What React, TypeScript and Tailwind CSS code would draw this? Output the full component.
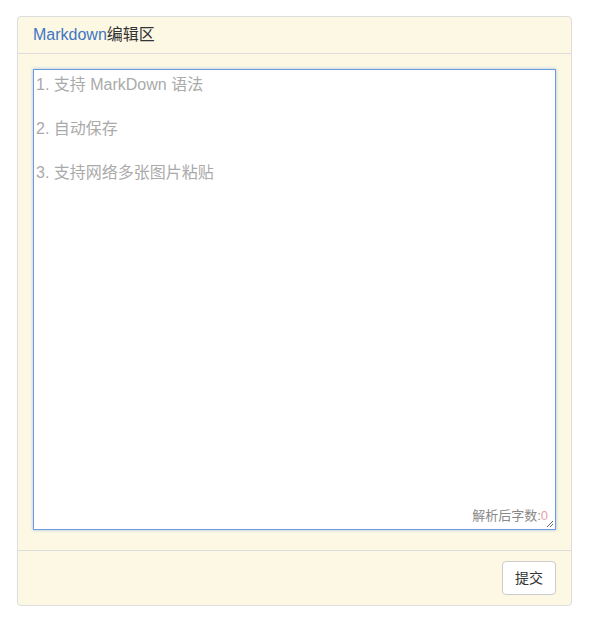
import { useState } from "react";

const placeholder = "1. 支持 MarkDown 语法\n\n2. 自动保存\n\n3. 支持网络多张图片粘贴";

const App = () => {
  const [text, setText] = useState("");

  return (
    <div className="min-h-screen bg-white pt-4 px-[17px] font-['Liberation_Sans','Noto_Sans_CJK_SC',sans-serif]">
      <div className="w-[555px] rounded border border-[#ddd] bg-[#fcf8e3]">
        {/* heading */}
        <div className="h-[37px] flex items-center px-[15px] border-b border-[#ddd] text-[16px] text-[#333]">
          <span className="text-[#3f76c4]">Markdown</span>编辑区
        </div>

        {/* body */}
        <div className="px-[15px] pt-[15px] pb-[20px]">
          <div className="relative h-[461px] bg-white border border-[color:#6c9be0] shadow-[0_0_3px_rgba(102,155,233,0.6)]">
            <textarea
              value={text}
              onChange={(e) => setText(e.target.value)}
              placeholder={placeholder}
              className="block w-full h-full resize-none bg-transparent outline-none pl-[2px] pr-[3px] pt-[4px] text-[16px] leading-[22px] text-[#333] placeholder:text-[#aaa]"
            />
            <div className="absolute right-[7px] bottom-[5px] text-[13px] leading-4 text-[#888]">
              解析后字数:<span className="text-[#e8a0a0]">{text.length}</span>
            </div>
            <svg className="absolute right-[1px] bottom-[1px]" width="9" height="9" viewBox="0 0 9 9">
              <path d="M8 2 L2 8 M8 5 L5 8" stroke="#666" strokeWidth="1" />
            </svg>
          </div>
        </div>

        {/* footer */}
        <div className="h-[55px] flex items-center justify-end px-[15px] border-t border-[#ddd]">
          <button className="h-[34px] px-3 rounded border border-[#ccc] bg-white text-[14px] text-[#333]">
            提交
          </button>
        </div>
      </div>
    </div>
  );
};

export default App;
....
◆ JOB ◆
Out of the material above, gather each line where "full" appears.

◆ WRITTEN REPLY ◆
What React, TypeScript and Tailwind CSS code would draw this? Output the full component.
              className="block w-full h-full resize-none bg-transparent outline-none pl-[2px] pr-[3px] pt-[4px] text-[16px] leading-[22px] text-[#333] placeholder:text-[#aaa]"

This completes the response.